American Health Care Spending Slowed Considerably in Recent Years
Fred Bauer wrote about health care costs and cost challenges.

Fred pointed out this study by the Heritage Enterprise that showed that US health care costs rose at a rate below several industrialized nations.


Heritage Blog reported:


The Kaiser Family Foundation used OECD data to show that the growth of American health care spending slowed considerably in recent years. Between 1990 and 2003, America's per capita health care inflation was 3.6% (less than in the 1980s). America's "spiraling health costs" were in fact comparable to growth in France and Iceland, and even lower than many countries, including Australia, Belgium and Britain.

OECD data confirms that the trend continues through this decade, with American health spending increases being about the average for OECD countries (see below).

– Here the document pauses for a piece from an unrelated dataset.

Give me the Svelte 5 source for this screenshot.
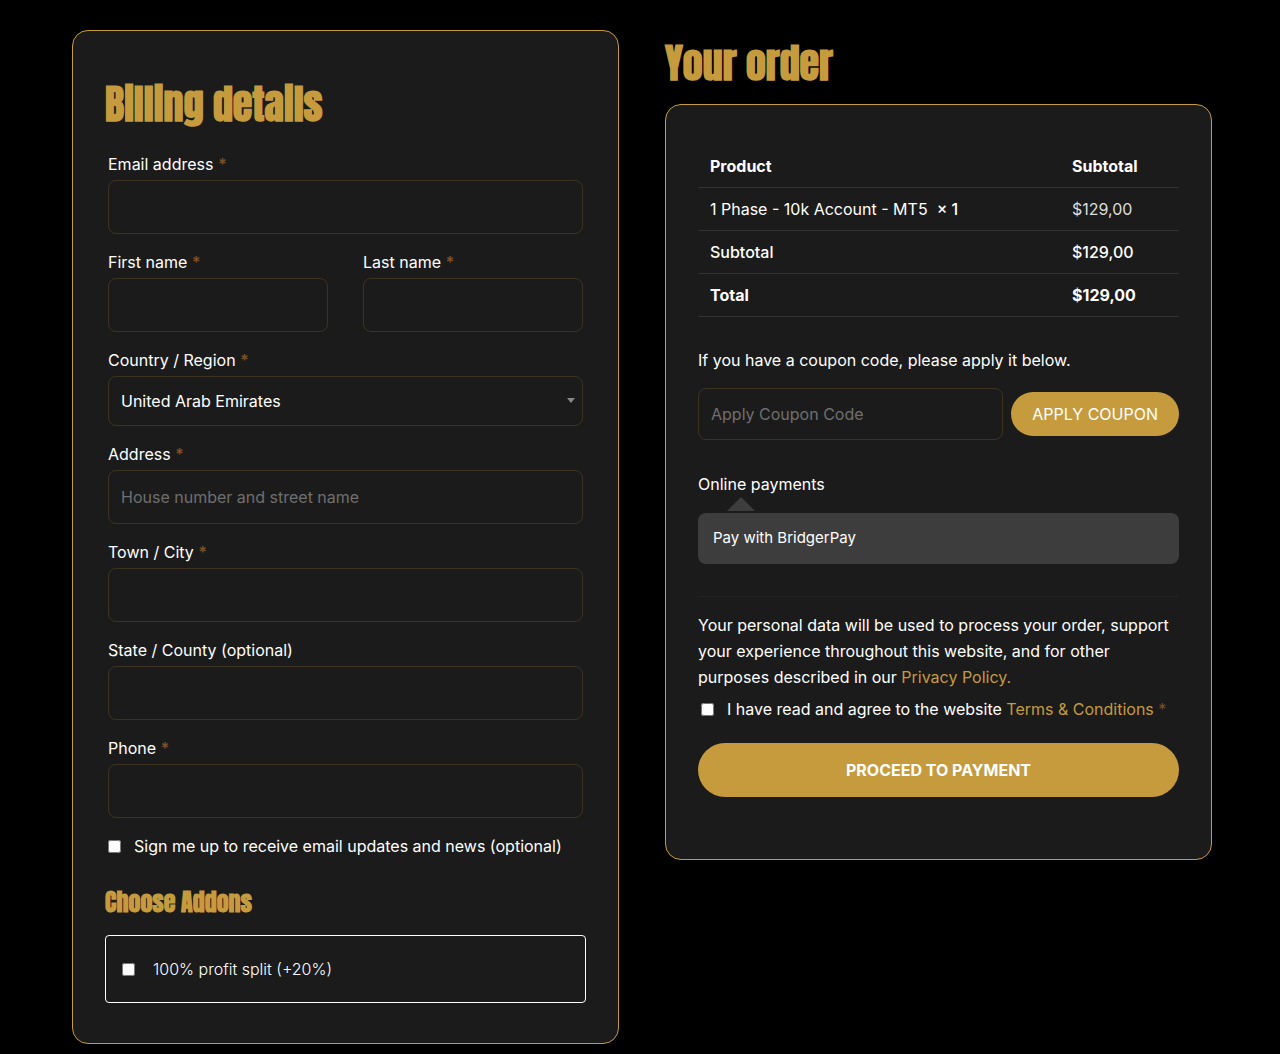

And public systems continue to spill red ink; even with pharmaceutical price controls and rationing, limited access to technology, and minimal capital investments, Ontario's health budget is projected to grow by 16.5% over the next three years. Quebec's annual health inflation rate is almost 6%. In Britain, the NHS reports a 60-year average increase of 3% over inflation. Ireland's single-payer system has experienced constant price turbulence. Despite 4.7% deflation this May, Irish health costs still grew at an annualized rate of 3.5%.

We live in a society -
"of the Government, by the Government, for the Government".
We are now slaves to A GREEDY government.
 
This actually doesn't surprise me.

Our population is aging slower (per capita) than many other industrialized nations which offer some sort of more socialized medicine.

Ironically, this may be one of the statistically weirder outcomes of illegal immigrants.

They are serving to slow down the rate of our aging demographics.

Sooner or later somebody (besides me) is going to realize that we cannot make every doctor a billionaire and every perveyor of drugs a multibillionaire.

Doesn't matter if we pay those people through socialized medicine or private capitalism, that is basically a big part of the problem we're currently dealing with.

Increase the SUPPLY of medicine and hopefully the cost will begin to decline.